Distributed systems have no forced structure. You can create “centrally administered” locations or keep everyone as peers.

New Terminology

push: send a change to another repository (may require permission)
pull: grab a change from a repository

Key Advantages

Everyone has a local sandbox. You can make changes and roll back, all on your local machine. No more giant checkins; your incremental history is in your repo.
It works offline. You only need to be online to share changes. Otherwise, you can happily stay on your local machine, checking in and undoing, no matter if the “server” is down or you’re on an airplane.
It’s fast. Diffs, commits and reverts are all done locally. There’s no shaky network or server to ask for old revisions from a year ago.
It handles changes well. Distributed version control systems were built around sharing changes. Every change has a guid which makes it easy to track.
Branching and merging is easy. Because every developer “has their own branch”, every shared change is like reverse integration. But the guids make it easy to automatically combine changes and avoid duplicates.
Less management. Distributed VCSes are easy to get running; there’s no “always-running” server software to install. Also, DVCSes may not require you to “add” new users; you just pick what URLs to pull from. This can avoid political headaches in large projects.

Key Disadvantages

You still need a backup. Some claim your “backup” is the other machines that have your changes. I don’t buy it — what if they didn’t accept them all? What if they’re offline and you have new changes? With a DVCS, you still want a machine to push changes to “just in case”. (In Subversion, you usually dedicate a machine to store the main repo; do the same for a DVCS).
There’s not really a “latest version”. If there’s no central location, you don’t immediately know whether to see Sue, Joe or Eve for the latest version. Again, a central location helps clarify what the latest “stable” release is.
There aren’t really revision numbers. Every repo has its own revision numbers depending on the changes. Instead, people refer to change numbers: Pardon me, do you have change fa33e7b? (Remember, the id is an ugly guid). Thankfully, you can tag releases with meaningful names.

Mercurial Quickstart

Mercurial is a fast, simple DVCS. The nickname is hg, like the element Mercury.

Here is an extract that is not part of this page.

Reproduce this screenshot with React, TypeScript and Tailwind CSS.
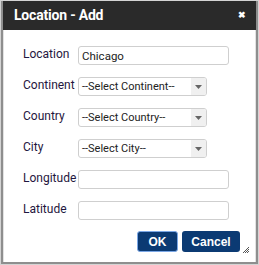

cd project hg init (create repo here) hg add list.txt (start tracking file) hg commit -m "Added file" (check file into local repo) hg log (see history; notice guid) changeset: 0:55bbcb7a4c24 user: Kalid@kazad-laptop date: Sun Oct 14 21: -0400 summary: Added file [edit file] hg revert list.txt (revert to previous version) hg tag v1.0 (tag this version) [edit file] hg update -C v1.0 ("update" to the older tagged version; -C forces overwrite of local copy)

Once Mercurial has initialized a directory, it looks like this:

You have:

A working copy. The files you are currently editing.
A repository. A directory (.hg in Mercurial) containing all patches and metadata (comments, guids, dates, etc.). There’s no central server so the data stays with you.

In our distributed example, Sue, Joe and Eve have their own repos, with independent revision histories.